Sustainable Market Access for African Road Transport: implications for Ethiopia
The final report of the SMART (Sustainable Market Access for African Road Transport) study published by the AfDB contains many references to the peculiarities and challenges facing Ethiopia’s logistics sector. The report analyses the main regulatory and non-physical barriers that impede a streamlined movement of vehicles and goods within and between the different Regional Economic Communities (RECs) in Africa; it also provides recommendations to increase the efficiency of cross-border road transport, to reduce its costs, and to maximize the economic benefits of the transport infrastructure, in view of reducing the cost of trading across borders.

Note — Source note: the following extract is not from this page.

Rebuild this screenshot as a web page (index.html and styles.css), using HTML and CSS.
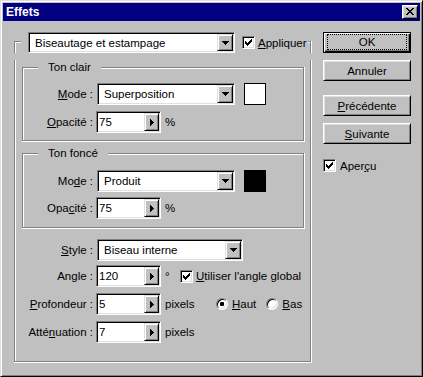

Study background (extract): Road transportation is the primary mode of transport for goods in Africa, accounting for nearly 80% of the total traffic of goods, with peaks of more than 90% in some countries like Ethiopia, Kenya, Rwanda, Uganda and Zambia. Such a prevalence of road freight is partly explained by the fact that rail networks in several African countries have declined in significance, due in part to low investment and maintenance. Good road transport networks and the ability to transport goods efficiently from areas of production to areas of consumption are critical to intra-regional trade and economic development in Africa, where the average price of transport still represents 7.7% of total export value, which is twice the world average of 3.7%. Road transport cost can increase the final price of goods to consumers of one-fourth their value or even more, as such cost is normally transferred by carriers and shippers to their customers, so making products traded on destination markets uncompetitive.